··· STORED DATA

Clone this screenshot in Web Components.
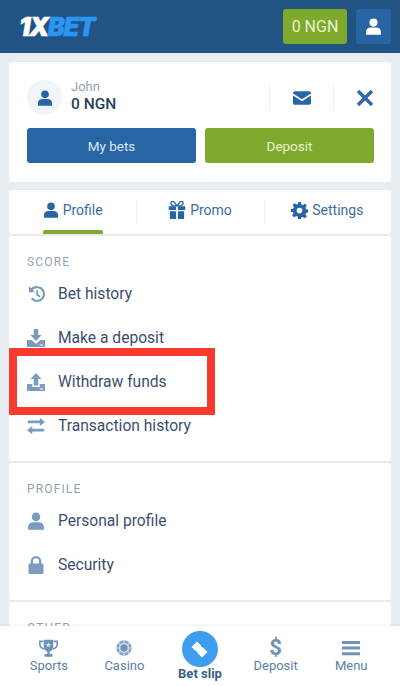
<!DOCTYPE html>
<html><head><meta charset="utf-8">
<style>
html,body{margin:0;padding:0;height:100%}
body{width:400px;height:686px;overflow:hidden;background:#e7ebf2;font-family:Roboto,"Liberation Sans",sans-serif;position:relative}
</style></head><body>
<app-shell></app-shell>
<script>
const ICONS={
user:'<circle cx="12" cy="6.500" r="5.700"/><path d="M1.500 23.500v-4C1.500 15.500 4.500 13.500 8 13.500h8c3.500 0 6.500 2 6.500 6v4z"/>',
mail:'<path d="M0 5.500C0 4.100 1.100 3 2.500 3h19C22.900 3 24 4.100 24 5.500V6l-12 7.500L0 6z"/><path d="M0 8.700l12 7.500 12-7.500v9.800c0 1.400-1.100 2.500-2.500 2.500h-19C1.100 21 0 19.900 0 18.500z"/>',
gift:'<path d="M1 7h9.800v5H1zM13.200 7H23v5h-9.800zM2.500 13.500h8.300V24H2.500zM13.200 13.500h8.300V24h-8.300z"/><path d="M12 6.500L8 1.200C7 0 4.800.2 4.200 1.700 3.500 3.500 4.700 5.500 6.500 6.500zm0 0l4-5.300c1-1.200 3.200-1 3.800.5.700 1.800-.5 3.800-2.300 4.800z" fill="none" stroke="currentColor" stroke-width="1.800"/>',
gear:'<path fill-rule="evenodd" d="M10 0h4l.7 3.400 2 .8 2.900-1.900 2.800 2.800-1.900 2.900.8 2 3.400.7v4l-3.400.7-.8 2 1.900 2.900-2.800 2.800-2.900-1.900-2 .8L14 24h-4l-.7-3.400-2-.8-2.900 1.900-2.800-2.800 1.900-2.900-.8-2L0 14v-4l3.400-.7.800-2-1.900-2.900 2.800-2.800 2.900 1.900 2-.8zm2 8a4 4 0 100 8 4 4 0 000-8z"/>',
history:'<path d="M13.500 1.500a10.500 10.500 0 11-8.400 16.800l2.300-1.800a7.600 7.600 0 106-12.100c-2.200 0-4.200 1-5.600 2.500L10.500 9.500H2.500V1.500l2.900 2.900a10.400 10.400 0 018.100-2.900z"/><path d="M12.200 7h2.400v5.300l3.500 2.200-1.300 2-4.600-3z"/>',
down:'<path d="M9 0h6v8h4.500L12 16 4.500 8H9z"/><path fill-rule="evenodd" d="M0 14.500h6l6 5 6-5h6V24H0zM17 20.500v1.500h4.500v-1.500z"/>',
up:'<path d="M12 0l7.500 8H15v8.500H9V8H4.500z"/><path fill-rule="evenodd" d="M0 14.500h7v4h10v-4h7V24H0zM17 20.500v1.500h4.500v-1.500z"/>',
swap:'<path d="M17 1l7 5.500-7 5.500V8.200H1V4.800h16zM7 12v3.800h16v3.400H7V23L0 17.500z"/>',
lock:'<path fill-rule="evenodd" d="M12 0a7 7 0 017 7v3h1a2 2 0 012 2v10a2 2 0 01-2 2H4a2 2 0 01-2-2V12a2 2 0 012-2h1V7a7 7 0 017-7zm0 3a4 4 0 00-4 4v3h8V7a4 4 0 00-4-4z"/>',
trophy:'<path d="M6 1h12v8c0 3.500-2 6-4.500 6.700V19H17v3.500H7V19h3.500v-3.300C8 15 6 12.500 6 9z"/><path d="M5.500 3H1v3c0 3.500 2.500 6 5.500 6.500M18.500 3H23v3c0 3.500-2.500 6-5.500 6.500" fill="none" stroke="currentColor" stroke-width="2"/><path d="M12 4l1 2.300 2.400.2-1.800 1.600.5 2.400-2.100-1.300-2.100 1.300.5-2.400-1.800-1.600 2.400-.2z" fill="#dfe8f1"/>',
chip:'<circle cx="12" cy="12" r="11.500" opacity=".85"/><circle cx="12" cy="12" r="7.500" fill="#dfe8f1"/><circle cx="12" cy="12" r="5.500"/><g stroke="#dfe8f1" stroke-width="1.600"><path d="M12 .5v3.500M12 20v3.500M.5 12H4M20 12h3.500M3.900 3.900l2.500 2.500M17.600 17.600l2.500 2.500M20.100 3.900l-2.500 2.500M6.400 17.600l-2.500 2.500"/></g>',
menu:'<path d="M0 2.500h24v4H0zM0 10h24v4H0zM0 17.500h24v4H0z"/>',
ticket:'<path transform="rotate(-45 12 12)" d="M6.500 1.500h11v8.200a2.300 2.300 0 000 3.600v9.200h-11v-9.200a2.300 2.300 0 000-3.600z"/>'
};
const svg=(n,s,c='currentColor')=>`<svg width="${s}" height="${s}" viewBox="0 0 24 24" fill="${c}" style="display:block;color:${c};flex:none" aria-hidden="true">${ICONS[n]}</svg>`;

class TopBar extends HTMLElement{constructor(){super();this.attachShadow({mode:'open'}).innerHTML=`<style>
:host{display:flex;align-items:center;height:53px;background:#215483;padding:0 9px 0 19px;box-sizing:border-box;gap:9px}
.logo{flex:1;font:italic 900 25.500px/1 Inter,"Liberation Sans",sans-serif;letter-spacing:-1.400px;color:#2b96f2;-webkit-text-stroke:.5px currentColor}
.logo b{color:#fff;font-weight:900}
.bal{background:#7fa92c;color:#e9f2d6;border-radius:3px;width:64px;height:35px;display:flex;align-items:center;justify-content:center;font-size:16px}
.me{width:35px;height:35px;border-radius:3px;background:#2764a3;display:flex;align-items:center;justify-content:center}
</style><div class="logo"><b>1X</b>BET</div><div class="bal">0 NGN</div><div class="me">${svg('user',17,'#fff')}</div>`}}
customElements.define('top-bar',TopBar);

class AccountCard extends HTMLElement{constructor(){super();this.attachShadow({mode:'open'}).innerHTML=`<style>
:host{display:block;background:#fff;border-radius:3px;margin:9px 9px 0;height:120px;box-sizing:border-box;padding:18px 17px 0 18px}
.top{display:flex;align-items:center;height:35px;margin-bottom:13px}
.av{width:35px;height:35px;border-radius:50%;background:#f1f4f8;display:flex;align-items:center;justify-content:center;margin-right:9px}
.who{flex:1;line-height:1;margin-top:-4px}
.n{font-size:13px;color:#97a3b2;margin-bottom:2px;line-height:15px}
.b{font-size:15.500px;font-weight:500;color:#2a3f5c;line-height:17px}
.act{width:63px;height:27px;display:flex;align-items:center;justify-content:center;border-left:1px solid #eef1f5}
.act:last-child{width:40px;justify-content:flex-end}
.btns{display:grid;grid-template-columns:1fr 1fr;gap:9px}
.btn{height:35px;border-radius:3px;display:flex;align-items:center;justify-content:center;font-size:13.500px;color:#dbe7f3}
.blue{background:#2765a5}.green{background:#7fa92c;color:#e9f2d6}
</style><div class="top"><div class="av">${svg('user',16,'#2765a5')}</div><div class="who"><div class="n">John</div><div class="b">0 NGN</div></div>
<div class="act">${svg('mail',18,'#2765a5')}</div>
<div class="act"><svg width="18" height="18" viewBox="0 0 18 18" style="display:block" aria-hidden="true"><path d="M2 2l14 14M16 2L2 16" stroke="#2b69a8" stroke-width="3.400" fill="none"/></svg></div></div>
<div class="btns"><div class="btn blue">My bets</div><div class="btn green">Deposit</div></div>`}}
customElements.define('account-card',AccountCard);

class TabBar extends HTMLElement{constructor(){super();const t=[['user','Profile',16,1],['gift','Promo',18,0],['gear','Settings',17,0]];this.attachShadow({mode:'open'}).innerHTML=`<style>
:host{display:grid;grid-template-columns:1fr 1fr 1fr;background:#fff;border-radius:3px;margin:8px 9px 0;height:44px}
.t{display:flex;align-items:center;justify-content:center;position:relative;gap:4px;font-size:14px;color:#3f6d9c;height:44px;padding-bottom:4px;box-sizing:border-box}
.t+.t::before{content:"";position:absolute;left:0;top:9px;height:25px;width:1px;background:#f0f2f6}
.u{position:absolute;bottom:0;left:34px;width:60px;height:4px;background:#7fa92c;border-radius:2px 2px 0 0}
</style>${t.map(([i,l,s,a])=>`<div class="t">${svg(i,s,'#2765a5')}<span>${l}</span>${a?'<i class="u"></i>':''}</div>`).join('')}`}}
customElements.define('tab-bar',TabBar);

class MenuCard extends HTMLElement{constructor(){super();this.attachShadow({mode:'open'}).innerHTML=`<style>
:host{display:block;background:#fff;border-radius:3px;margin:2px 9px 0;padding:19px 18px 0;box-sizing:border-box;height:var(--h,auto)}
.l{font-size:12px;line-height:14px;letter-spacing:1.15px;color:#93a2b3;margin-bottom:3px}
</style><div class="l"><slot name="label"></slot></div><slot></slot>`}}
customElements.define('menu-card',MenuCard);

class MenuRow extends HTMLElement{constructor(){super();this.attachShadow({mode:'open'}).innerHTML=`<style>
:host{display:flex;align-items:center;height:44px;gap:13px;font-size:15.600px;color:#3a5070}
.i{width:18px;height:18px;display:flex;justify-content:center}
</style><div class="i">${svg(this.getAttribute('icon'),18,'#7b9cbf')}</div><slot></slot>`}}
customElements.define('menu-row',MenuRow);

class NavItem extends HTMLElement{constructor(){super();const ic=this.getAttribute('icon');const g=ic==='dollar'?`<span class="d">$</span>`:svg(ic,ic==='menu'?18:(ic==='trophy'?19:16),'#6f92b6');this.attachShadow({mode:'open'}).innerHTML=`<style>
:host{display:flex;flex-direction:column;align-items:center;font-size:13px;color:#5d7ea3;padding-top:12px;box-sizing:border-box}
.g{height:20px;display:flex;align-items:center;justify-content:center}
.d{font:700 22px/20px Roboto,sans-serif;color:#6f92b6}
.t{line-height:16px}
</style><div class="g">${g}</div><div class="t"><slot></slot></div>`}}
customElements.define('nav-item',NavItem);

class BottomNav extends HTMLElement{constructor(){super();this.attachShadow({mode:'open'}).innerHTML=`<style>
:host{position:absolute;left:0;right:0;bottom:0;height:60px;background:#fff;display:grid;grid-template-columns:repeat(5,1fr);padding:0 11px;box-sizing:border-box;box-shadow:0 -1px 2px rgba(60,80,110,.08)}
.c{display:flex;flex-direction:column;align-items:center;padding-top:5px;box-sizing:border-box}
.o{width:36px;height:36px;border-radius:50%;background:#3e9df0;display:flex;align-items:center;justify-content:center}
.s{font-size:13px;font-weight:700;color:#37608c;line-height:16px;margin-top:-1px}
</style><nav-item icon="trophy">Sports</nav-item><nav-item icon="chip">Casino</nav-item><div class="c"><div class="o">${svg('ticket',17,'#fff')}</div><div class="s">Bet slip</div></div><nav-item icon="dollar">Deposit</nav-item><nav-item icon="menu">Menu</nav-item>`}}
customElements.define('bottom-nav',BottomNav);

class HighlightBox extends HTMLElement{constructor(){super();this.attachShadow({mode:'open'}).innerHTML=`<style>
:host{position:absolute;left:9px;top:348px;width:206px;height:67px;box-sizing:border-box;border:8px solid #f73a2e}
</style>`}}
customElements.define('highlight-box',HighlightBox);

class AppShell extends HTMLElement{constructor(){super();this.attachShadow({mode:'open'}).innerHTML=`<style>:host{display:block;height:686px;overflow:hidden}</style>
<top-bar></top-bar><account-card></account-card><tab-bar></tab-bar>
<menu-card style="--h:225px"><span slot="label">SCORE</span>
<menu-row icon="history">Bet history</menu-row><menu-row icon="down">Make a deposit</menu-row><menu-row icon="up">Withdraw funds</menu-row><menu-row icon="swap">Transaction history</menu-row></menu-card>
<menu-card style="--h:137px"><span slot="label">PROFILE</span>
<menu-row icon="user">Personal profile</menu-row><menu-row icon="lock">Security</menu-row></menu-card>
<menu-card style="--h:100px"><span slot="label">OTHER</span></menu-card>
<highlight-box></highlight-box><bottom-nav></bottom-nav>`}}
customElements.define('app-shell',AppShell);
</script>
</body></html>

······

TASK DETAILS:
Lines containing the string "this" are to be selected and copied.

EXERCISE ANSWER:
Clone this screenshot in Web Components.
class TopBar extends HTMLElement{constructor(){super();this.attachShadow({mode:'open'}).innerHTML=`<style>
class AccountCard extends HTMLElement{constructor(){super();this.attachShadow({mode:'open'}).innerHTML=`<style>
class TabBar extends HTMLElement{constructor(){super();const t=[['user','Profile',16,1],['gift','Promo',18,0],['gear','Settings',17,0]];this.attachShadow({mode:'open'}).innerHTML=`<style>
class MenuCard extends HTMLElement{constructor(){super();this.attachShadow({mode:'open'}).innerHTML=`<style>
class MenuRow extends HTMLElement{constructor(){super();this.attachShadow({mode:'open'}).innerHTML=`<style>
</style><div class="i">${svg(this.getAttribute('icon'),18,'#7b9cbf')}</div><slot></slot>`}}
class NavItem extends HTMLElement{constructor(){super();const ic=this.getAttribute('icon');const g=ic==='dollar'?`<span class="d">$</span>`:svg(ic,ic==='menu'?18:(ic==='trophy'?19:16),'#6f92b6');this.attachShadow({mode:'open'}).innerHTML=`<style>
class BottomNav extends HTMLElement{constructor(){super();this.attachShadow({mode:'open'}).innerHTML=`<style>
class HighlightBox extends HTMLElement{constructor(){super();this.attachShadow({mode:'open'}).innerHTML=`<style>
class AppShell extends HTMLElement{constructor(){super();this.attachShadow({mode:'open'}).innerHTML=`<style>:host{display:block;height:686px;overflow:hidden}</style>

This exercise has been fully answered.